Quando c’è 'Sanremo', fiera dell'artigianato musicale, quasi ci si dimentica che un paio di incroci a sud c'è il mare, e che non tutti sono qui per lo spettacolo. Come la Rita, tutina felpata blu elettrico che ne avvolge le forme stagionate. La Rita, in albergo a colazione, ci chiede «Com'era la Giannini?». Nemmeno il tempo di correggerla: «L'altra sera c'ero anche io che ballavo 'Heidi'». È chiaro che si sta prendendo gioco di noi. Anzi, vista la colonia romana Rai che ogni anno s'impossessa di questo tratto di Riviera trasformandolo in una succursale di Fregene, meglio sarebbe dire "ce sta a cojonà". «Ma no, sto scherzando. Mi ci vede a ballare di fianco abbaglioni?». Abbaglioni è scritto così, la Rita è di Taranto.

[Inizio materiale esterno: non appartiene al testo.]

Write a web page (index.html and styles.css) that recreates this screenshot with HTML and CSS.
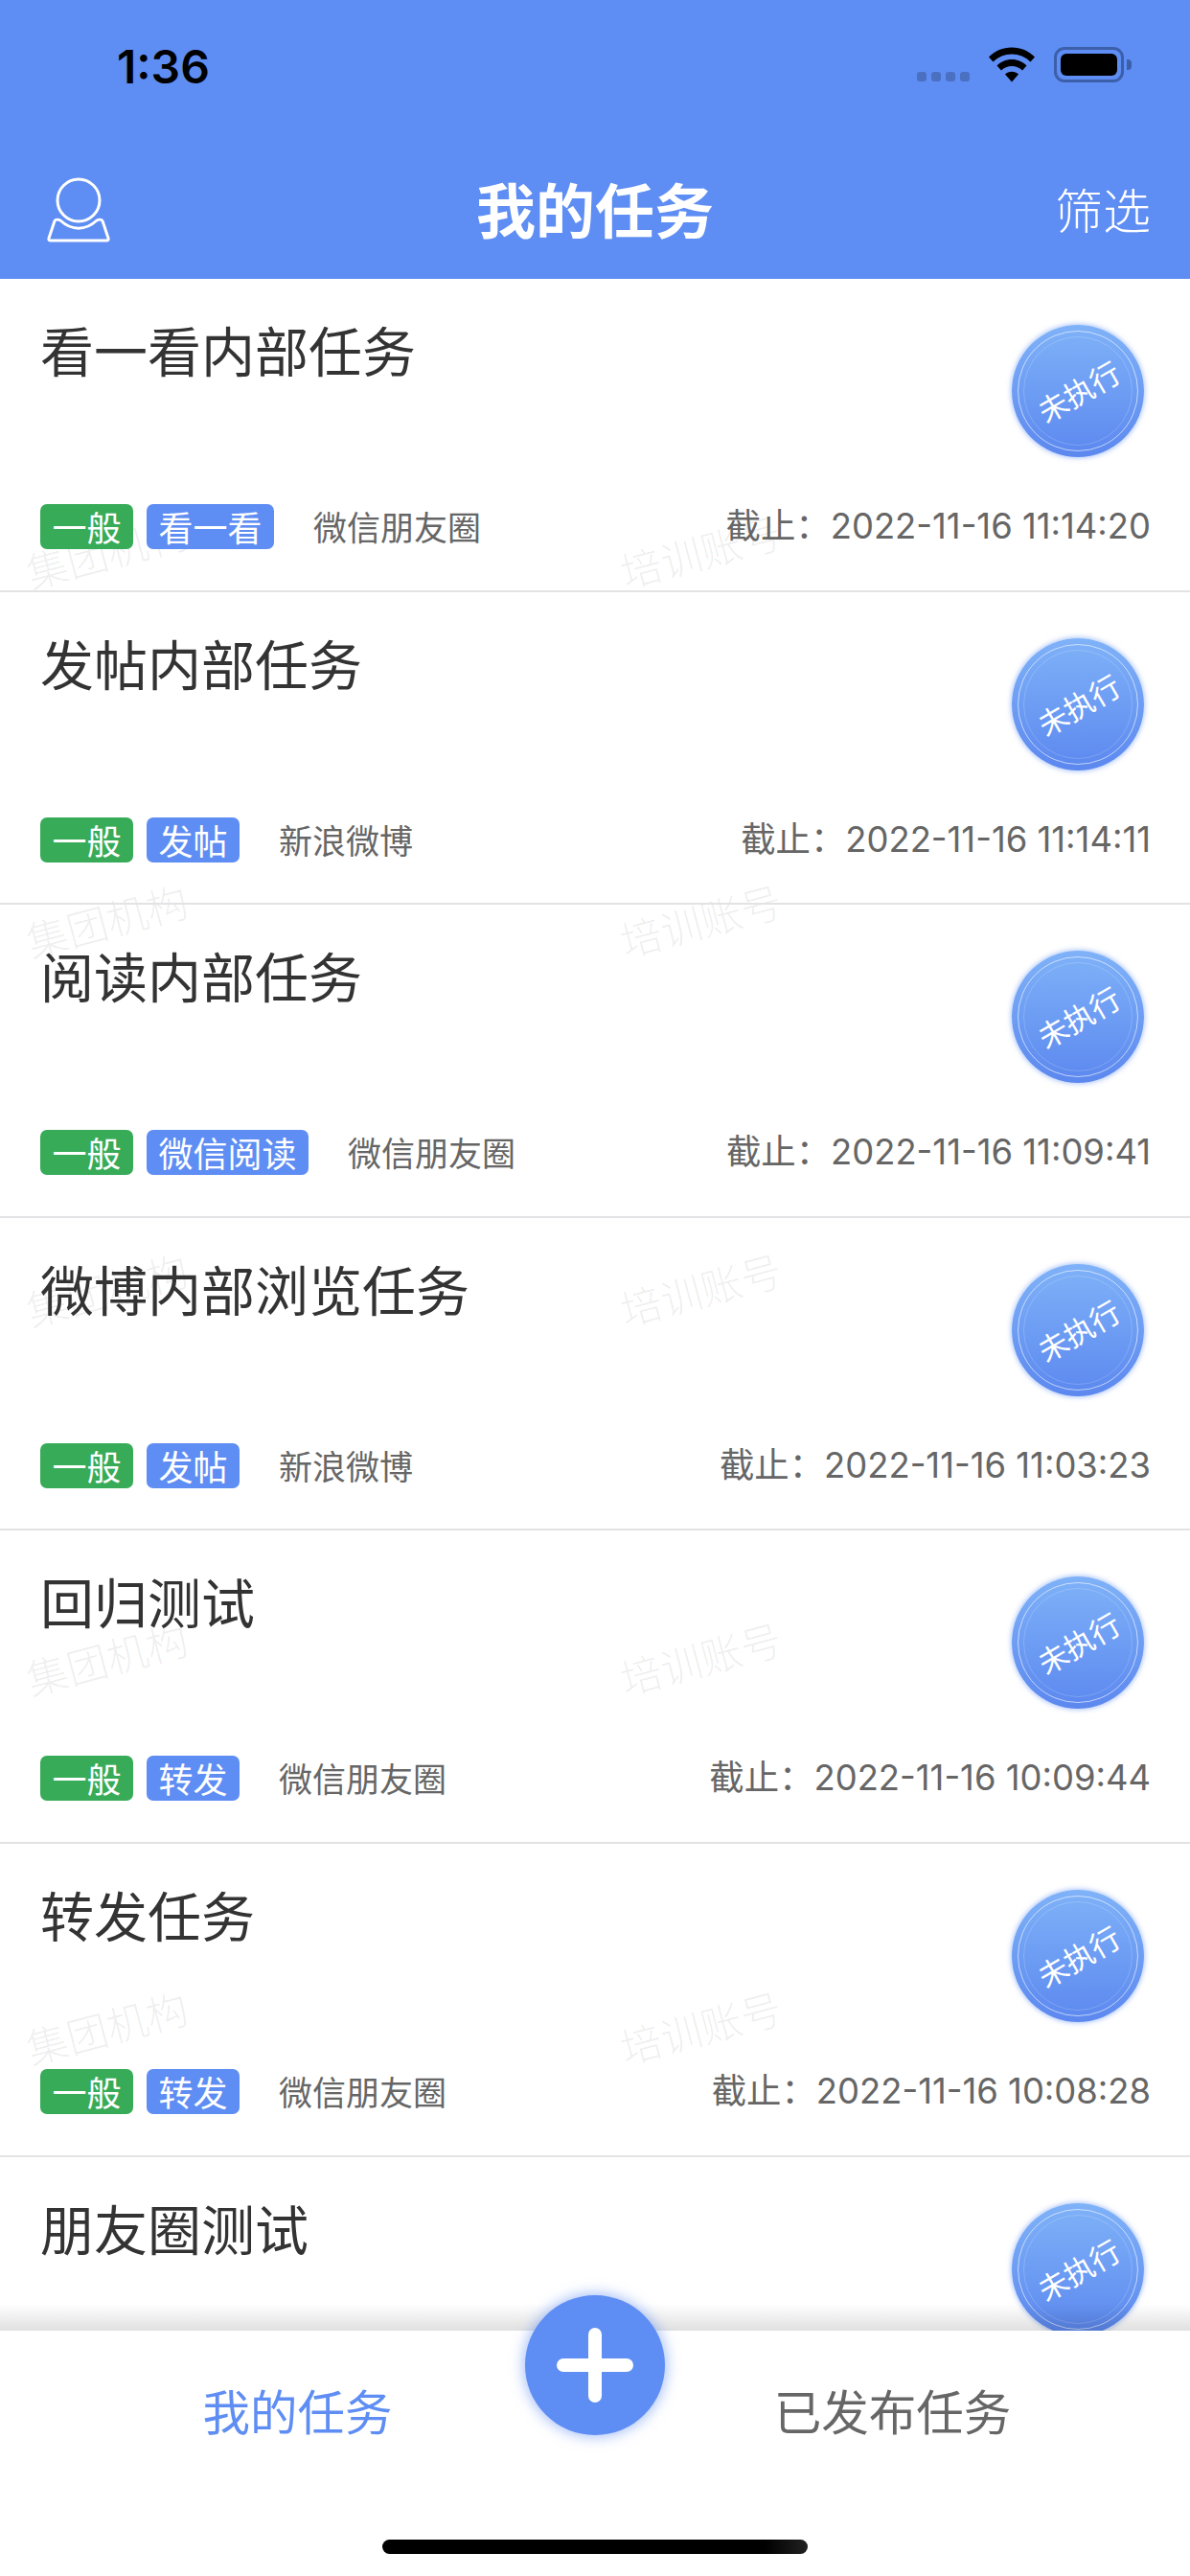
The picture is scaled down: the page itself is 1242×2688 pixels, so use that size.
FILE: index.html
```html
<!DOCTYPE html>
<html lang="zh-CN">
<head>
    <meta charset="UTF-8">
    <meta name="viewport" content="width=device-width, initial-scale=1.0">
    <title>我的任务</title>
    <link rel="stylesheet" href="styles.css">
</head>
<body>
    <div class="screen">
        <header class="header">
            <div class="status-bar">
                <span class="clock">1:36</span>
                <div class="status-icons">
                    <div class="signal"><i></i><i></i><i></i><i></i></div>
                    <svg class="wifi" width="48" height="37" viewBox="0 0 48 37">
                        <path d="M0 10.500C6.500 4 14.500 0.500 24 0.500S41.500 4 48 10.500L43.500 15.500C38 10.200 31.500 7.500 24 7.500S10 10.200 4.500 15.500Z"/>
                        <path d="M8.500 19.500C12.500 15.500 18 13 24 13S35.500 15.500 39.500 19.500L35 24.500C32 21.700 28.300 20 24 20S16 21.700 13 24.500Z"/>
                        <path d="M17 28.500C19 26.700 21.300 25.700 24 25.700S29 26.700 31 28.500L24 36.500Z"/>
                    </svg>
                    <div class="battery"><div class="battery-level"></div></div>
                </div>
            </div>
            <div class="nav-bar">
                <svg class="user-icon" width="68" height="68" viewBox="0 0 68 68" fill="none" stroke="#fff" stroke-width="3">
                    <circle cx="34" cy="24" r="22"/>
                    <path d="M9 45.500C10 44 13 44 15 45C27 56 41 56 53 45C55 44 58 44 59 45.500L65 63.500C65.500 65 65 66 63 66H5C3 66 2.500 65 3 63.500Z" stroke-linejoin="round"/>
                </svg>
                <h1 class="nav-title">我的任务</h1>
                <span class="nav-action">筛选</span>
            </div>
        </header>

        <main class="task-list">
            <div class="task">
                <div class="task-head">
                    <h2 class="task-title">看一看内部任务</h2>
                    <div class="stamp"><span>未执行</span></div>
                </div>
                <div class="task-meta">
                    <span class="tag tag-green">一般</span>
                    <span class="tag tag-blue">看一看</span>
                    <span class="source">微信朋友圈</span>
                    <span class="deadline">截止：2022-11-16 11:14:20</span>
                </div>
            </div>
            <div class="task">
                <div class="task-head">
                    <h2 class="task-title">发帖内部任务</h2>
                    <div class="stamp"><span>未执行</span></div>
                </div>
                <div class="task-meta">
                    <span class="tag tag-green">一般</span>
                    <span class="tag tag-blue">发帖</span>
                    <span class="source">新浪微博</span>
                    <span class="deadline">截止：2022-11-16 11:14:11</span>
                </div>
            </div>
            <div class="task">
                <div class="task-head">
                    <h2 class="task-title">阅读内部任务</h2>
                    <div class="stamp"><span>未执行</span></div>
                </div>
                <div class="task-meta">
                    <span class="tag tag-green">一般</span>
                    <span class="tag tag-blue">微信阅读</span>
                    <span class="source">微信朋友圈</span>
                    <span class="deadline">截止：2022-11-16 11:09:41</span>
                </div>
            </div>
            <div class="task">
                <div class="task-head">
                    <h2 class="task-title">微博内部浏览任务</h2>
                    <div class="stamp"><span>未执行</span></div>
                </div>
                <div class="task-meta">
                    <span class="tag tag-green">一般</span>
                    <span class="tag tag-blue">发帖</span>
                    <span class="source">新浪微博</span>
                    <span class="deadline">截止：2022-11-16 11:03:23</span>
                </div>
            </div>
            <div class="task">
                <div class="task-head">
                    <h2 class="task-title">回归测试</h2>
                    <div class="stamp"><span>未执行</span></div>
                </div>
                <div class="task-meta">
                    <span class="tag tag-green">一般</span>
                    <span class="tag tag-blue">转发</span>
                    <span class="source">微信朋友圈</span>
                    <span class="deadline">截止：2022-11-16 10:09:44</span>
                </div>
            </div>
            <div class="task">
                <div class="task-head">
                    <h2 class="task-title">转发任务</h2>
                    <div class="stamp"><span>未执行</span></div>
                </div>
                <div class="task-meta">
                    <span class="tag tag-green">一般</span>
                    <span class="tag tag-blue">转发</span>
                    <span class="source">微信朋友圈</span>
                    <span class="deadline">截止：2022-11-16 10:08:28</span>
                </div>
            </div>
            <div class="task">
                <div class="task-head">
                    <h2 class="task-title">朋友圈测试</h2>
                    <div class="stamp"><span>未执行</span></div>
                </div>
            </div>

            <div class="watermark">
                <span>集团机构</span><span>培训账号</span>
                <span>集团机构</span><span>培训账号</span>
                <span>集团机构</span><span>培训账号</span>
                <span>集团机构</span><span>培训账号</span>
                <span>集团机构</span><span>培训账号</span>
            </div>
        </main>

        <footer class="tab-bar">
            <div class="tabs">
                <span class="tab tab-active">我的任务</span>
                <span class="tab">已发布任务</span>
            </div>
            <div class="fab"><i class="fab-h"></i><i class="fab-v"></i></div>
            <div class="home-indicator"></div>
        </footer>
    </div>
</body>
</html>
```

FILE: styles.css
```css
* {
    box-sizing: border-box;
}

body {
    margin: 0;
    background-color: #fff;
    font-family: "Noto Sans CJK SC", "Noto Sans", sans-serif;
}

.screen {
    display: flex;
    flex-direction: column;
    width: 1242px;
    height: 2688px;
    overflow: hidden;
}

/* header */
.header {
    flex: none;
    height: 291px;
    background-color: #5e8df3;
}

.status-bar {
    display: flex;
    justify-content: space-between;
    height: 132px;
    padding: 44px 69px 0 122px;
}

.clock {
    font-family: Inter, "Liberation Sans", sans-serif;
    font-size: 48px;
    font-weight: 600;
    line-height: 52px;
    color: #000;
}

.status-icons {
    display: flex;
    align-items: flex-start;
    padding-top: 5px;
}

.signal {
    display: flex;
    gap: 5px;
    margin-top: 26px;
    margin-right: 20px;
}

.signal i {
    width: 10px;
    height: 10px;
    border-radius: 3px;
    background-color: rgba(0, 0, 0, 0.2);
}

.wifi {
    margin-right: 20px;
}

.battery {
    position: relative;
    width: 73px;
    height: 37px;
    padding: 4px;
    border: 3px solid #3c5fa9;
    border-radius: 11px;
}

.battery::after {
    content: "";
    position: absolute;
    top: 10px;
    right: -11px;
    width: 5px;
    height: 11px;
    border-radius: 0 4px 4px 0;
    background-color: #3c5fa9;
}

.battery-level {
    height: 100%;
    border-radius: 6px;
    background-color: #000;
}

.nav-bar {
    display: flex;
    align-items: center;
    justify-content: space-between;
    position: relative;
    height: 159px;
    padding: 0 41px 0 48px;
    color: #fff;
}

.user-icon {
    margin-top: 14px;
}

.nav-title {
    position: absolute;
    left: 0;
    right: 0;
    top: 43px;
    margin: 0;
    font-size: 62px;
    font-weight: 700;
    line-height: 84px;
    text-align: center;
}

.nav-action {
    margin-top: 10px;
    font-size: 50px;
    font-weight: 300;
}

/* task list */
.task-list {
    position: relative;
    flex: 1;
    overflow: hidden;
}

.task {
    position: relative;
    z-index: 1;
    height: 326.6px;
    padding: 0 41px 0 42px;
    border-bottom: 2px solid #e3e3e5;
}

.task-head {
    display: flex;
    align-items: flex-start;
    justify-content: space-between;
    height: 235px;
}

.task-title {
    margin: 36px 0 0;
    font-size: 56px;
    font-weight: 400;
    line-height: 74px;
    color: #333;
}

.stamp {
    display: flex;
    flex: none;
    align-items: center;
    justify-content: center;
    position: relative;
    width: 138px;
    height: 138px;
    margin-top: 48px;
    margin-right: 7px;
    border-radius: 50%;
    background: linear-gradient(#7fb2f8, #5c88ef);
    box-shadow: 0 0 5px 1px rgba(94, 141, 243, 0.5);
}

.stamp::before {
    content: "";
    position: absolute;
    top: 6px;
    right: 6px;
    bottom: 6px;
    left: 6px;
    border: 1.5px solid rgba(255, 255, 255, 0.6);
    border-radius: 50%;
}

.stamp::after {
    content: "";
    position: absolute;
    top: 12px;
    right: 12px;
    bottom: 12px;
    left: 12px;
    border: 1px solid rgba(255, 255, 255, 0.18);
    border-radius: 50%;
}

.stamp span {
    transform: rotate(-30deg);
    font-size: 31px;
    line-height: 40px;
    color: #fff;
}

.task-meta {
    display: flex;
    align-items: center;
    height: 47px;
    font-size: 36px;
    line-height: 47px;
}

.tag {
    height: 47px;
    margin-right: 14px;
    padding: 0 12.5px;
    border-radius: 7px;
    color: #fff;
}

.tag-green {
    background-color: #37ab58;
}

.tag-blue {
    background-color: #5e8df3;
}

.source {
    margin-bottom: 2px;
    margin-left: 27px;
    font-size: 35px;
    color: #666;
}

.deadline {
    margin-left: auto;
    font-family: Inter, "Noto Sans CJK SC", sans-serif;
    font-size: 36.4px;
    color: #666;
}

.watermark {
    display: grid;
    position: absolute;
    top: 90px;
    left: 11px;
    grid-template-columns: 620px 620px;
    grid-auto-rows: 385px;
    align-items: center;
    pointer-events: none;
}

.watermark span {
    width: 200px;
    transform: rotate(-15deg);
    font-size: 43px;
    font-weight: 300;
    color: rgba(0, 0, 0, 0.07);
    text-align: center;
}

/* bottom tabs */
.tab-bar {
    position: relative;
    z-index: 2;
    flex: none;
    height: 256px;
    background-color: #fff;
}

.tab-bar::before {
    content: "";
    position: absolute;
    top: -28px;
    left: 0;
    right: 0;
    height: 28px;
    background: linear-gradient(rgba(0, 0, 0, 0), rgba(0, 0, 0, 0.12));
}

.tabs {
    display: grid;
    grid-template-columns: 1fr 1fr;
    padding-top: 50px;
    font-size: 49.5px;
    line-height: 66px;
    text-align: center;
    color: #666;
}

.tab-active {
    color: #5e8df3;
}

.fab {
    position: absolute;
    top: -37px;
    left: 548px;
    width: 146px;
    height: 146px;
    border-radius: 50%;
    background-color: #5e8df3;
    box-shadow: 0 0 14px 2px rgba(94, 141, 243, 0.55);
}

.fab-h {
    position: absolute;
    top: 66px;
    left: 33px;
    width: 80px;
    height: 14px;
    border-radius: 7px;
    background-color: #fff;
}

.fab-v {
    position: absolute;
    top: 34px;
    left: 66px;
    width: 14px;
    height: 78px;
    border-radius: 7px;
    background-color: #fff;
}

.home-indicator {
    position: absolute;
    left: 399px;
    bottom: 23px;
    width: 444px;
    height: 15px;
    border-radius: 8px;
    background: linear-gradient(90deg, #000 90%, #222);
}
```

E poi c'è l’albergatore che «i cantanti qui non li troverà mai. Ci fanno sempre richieste assurde, come cenare dopo la mezzanotte, se per caso gli viene fame. E poi il cantante non è mai solo, ha lo strascico. E noi abbiamo anche le persone che vengono al mare». Come la signora Rita. Conclusa la conferenza di congedo, ci infiliamo per l'ultima volta in uno dei due ascensori dell'Ariston, che per una settimana hanno trasportato varia umanità. Il cervello ha appena recuperato dal suo grigio archivio il riff della canzone vittoriosa, entrando in modalità 'repeat'. Quando si apre l'ascensore di destra, ci fiondiamo al suo interno senza guardare, presi da quel giro di note. Nel medesimo istante, due tizi ben messi si fiondano in direzione opposta. Lo scontro è inevitabile. E quando il primo ci dice «Scusi», noi siamo a tanto così dal rispondergli "Non mi avete fatto niente".